Motivated sharing was operationalized by assessing respondents’ beliefs in specific conspiracy theories and their willingness to share those conspiracy theories. The study examined how the willingness to share was related to whether the conspiracy theories aligned with respondents’ partisan identity.
For example, an item assessing Democratic-aligned conspiracy theories asked: “Some people believe Donald Trump is plotting with secret societies of white supremacists, such as the Ku Klux Klan, to take control of the United States. Others do not believe this. What do you think?”
On the other hand, an item assessing Republican-aligned conspiracy theories asked: “Some people believe that the Mueller investigation is not, in fact, an investigation into the Trump campaign’s collusion with the Russian government. Instead, they believe it is an investigation into nefarious activities, including child molestation and a variety of other crimes, perpetrated by the Clintons, Barack Obama, and other unelected people who are currently working behind the scenes to run the government. Others do not believe this. What do you think?”
To measure the “sounding the alarm” motivation, the researchers asked respondents about their perception of whether their political side was winning or losing more often on issues that mattered to them. The study explored how the feeling of being on the losing side influenced the willingness to share conspiracy theories.
The researchers employed the eight-item Need for Chaos scale to measure individuals’ desire for extreme disruption of the established democratic system.
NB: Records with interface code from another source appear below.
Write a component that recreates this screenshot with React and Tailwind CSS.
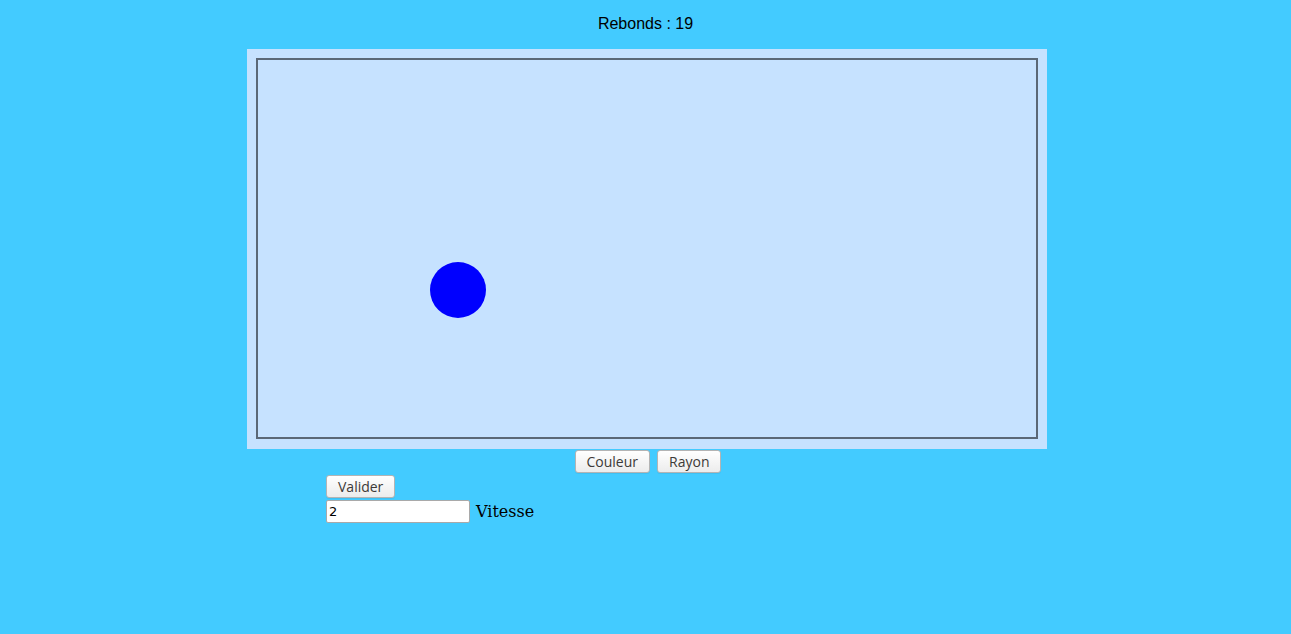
import React from "react";

export default function App() {
  const btn =
    "h-[23px] px-[11px] rounded-[3px] border border-[#b4b4b4] bg-gradient-to-b from-[#ffffff] to-[#ececec] text-[14px] leading-none text-[#3d3a38] [font-family:'Open_Sans',sans-serif] shadow-[0_1px_0_rgba(0,0,0,0.05)]";
  return (
    <div className="min-h-[634px] w-full bg-[#43cbff] flex flex-col">
      <p className="pt-[15px] text-center text-[16px] leading-[18px] text-black [font-family:'Liberation_Sans',Arial,sans-serif]">
        Rebonds : 19
      </p>
      <div className="ml-[247px] mt-[16px] w-[800px] h-[400px] bg-[#c6e2ff] pt-[9px] pl-[9px] pr-[9px] pb-[10px]">
        <div className="relative w-full h-full border-2 border-[#5b6877]">
          <div className="absolute left-[172px] top-[202px] w-[56px] h-[56px] rounded-full bg-[#0000ff]" />
        </div>
      </div>
      <div className="ml-[248px] w-[800px] mt-[1px] flex justify-center gap-[7px]">
        <button className={btn}>Couleur</button>
        <button className={btn}>Rayon</button>
      </div>
      <div className="ml-[326px] mt-[2px] flex">
        <button className={btn}>Valider</button>
      </div>
      <div className="ml-[326px] mt-[2px] flex items-center">
        <input
          defaultValue="2"
          className="w-[144px] h-[23px] bg-white border border-[#a9a9a9] rounded-[2px] px-[2px] text-[13px] text-black [font-family:'DejaVu_Sans',sans-serif] outline-none"
        />
        <span className="ml-[6px] text-[16px] leading-[18px] text-black [font-family:'DejaVu_Serif',serif]">
          Vitesse
        </span>
      </div>
    </div>
  );
}
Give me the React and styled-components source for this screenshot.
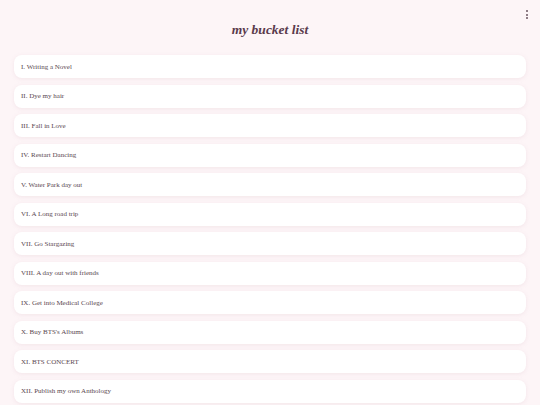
import React from 'react';
import styled, { createGlobalStyle } from 'styled-components';

const GlobalStyle = createGlobalStyle`
  html, body {
    margin: 0;
    padding: 0;
    background: #fdf5f7;
    font-family: "Liberation Serif", "Times New Roman", serif;
  }
`;

const Page = styled.div`
  position: relative;
  width: 540px;
  height: 405px;
  overflow: hidden;
  box-sizing: border-box;
  padding: 0 14px;
`;

const Title = styled.h1`
  margin: 0;
  padding-top: 22px;
  height: 55px;
  box-sizing: border-box;
  text-align: center;
  font-size: 13.5px;
  font-style: italic;
  font-weight: bold;
  color: #5a3a4c;
`;

const Menu = styled.div`
  position: absolute;
  top: 10px;
  right: 12px;
  display: flex;
  flex-direction: column;
  gap: 1.5px;
  span {
    width: 2px;
    height: 2px;
    border-radius: 50%;
    background: #6a5560;
  }
`;

const List = styled.div`
  display: flex;
  flex-direction: column;
  gap: 6.5px;
`;

const Item = styled.div`
  height: 23px;
  flex-shrink: 0;
  display: flex;
  align-items: center;
  padding-left: 7px;
  background: #ffffff;
  border-radius: 8px;
  box-shadow: 0 1px 4px rgba(200, 160, 175, 0.18);
  font-size: 7px;
  color: #5a4850;
`;

const items = [
  'I. Writing a Novel',
  'II. Dye my hair',
  'III. Fall in Love',
  'IV. Restart Dancing',
  'V. Water Park day out',
  'VI. A Long road trip',
  'VII. Go Stargazing',
  'VIII. A day out with friends',
  'IX. Get into Medical College',
  "X. Buy BTS's Albums",
  'XI. BTS CONCERT',
  'XII. Publish my own Anthology',
];

export default function App() {
  return (
    <>
      <GlobalStyle />
      <Page>
        <Menu>
          <span />
          <span />
          <span />
        </Menu>
        <Title>my bucket list</Title>
        <List>
          {items.map((t) => (
            <Item key={t}>{t}</Item>
          ))}
        </List>
      </Page>
    </>
  );
}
This scale aimed to assess whether individuals with a higher need for chaos were more likely to share conspiracy theories regardless of their truth value or partisanship.
Those with a high need for chaos agree with statements such as “We cannot fix the problems in our social institutions, we need to tear them down and start over” and “I need chaos around me – it is too boring if nothing is going on.”
The researchers also included various control variables to account for other factors that might influence respondents’ willingness to share conspiracy theories, such as their strength of partisan identity, authoritarianism, trust, religiosity, education, income, gender, age, ethnicity, and race.
After controlling for these variables, the researchers confirmed that the need for chaos was positively associated with the willingness to share conspiracy theories on social media. Individuals with a higher need for chaos were more likely to express willingness to share all six conspiracy theories included in the study.
They also found that individuals who believed in a conspiracy theory were more willing to share that theory on social media. In other words, belief in a conspiracy theory was a strong predictor of the willingness to share it.
“While we also found that those with a higher need for chaos consistently expressed greater willingness to share conspiracy theories on social media, our results ultimately indicated that belief in conspiracy theories was the strongest predictor of willingness to share,” the researchers told PsyPost. “These findings contribute to our understanding of why people share conspiracy theories by suggesting that, whereas some individuals share specifically to impugn political rivals, others do so to challenge the entire political system.”
Surprisingly, loser perceptions (feeling that one’s side is losing in politics) were negatively associated with the willingness to share conspiracy theories. Those who perceived their side as currently winning more often than losing expressed greater willingness to share conspiracy theories.
Contrary to expectations, the researchers also did not find a significant relationship between partisanship or ideology and the willingness to share conspiracy theories. Partisanship and ideology did not robustly predict the sharing of either ideologically-aligned or ideologically-inconsistent conspiracy theories.
The study, like all research, also includes some caveats. The study is observational, meaning it’s based on observing and analyzing existing behaviors rather than manipulating variables. This prevents the researchers from drawing causal conclusions about the relationships between motives, beliefs, and sharing behavior.
“Altogether, our findings reveal that prior notions of partisanship and chaos as drivers of sharing hostile political rumors (including [conspiracy theories]) are perhaps more nuanced than extant literature suggests,” the researchers concluded.
The study, “By any memes necessary: Belief- and chaos-driven motives for sharing conspiracy theories on social media“, was published online August 1, 2023.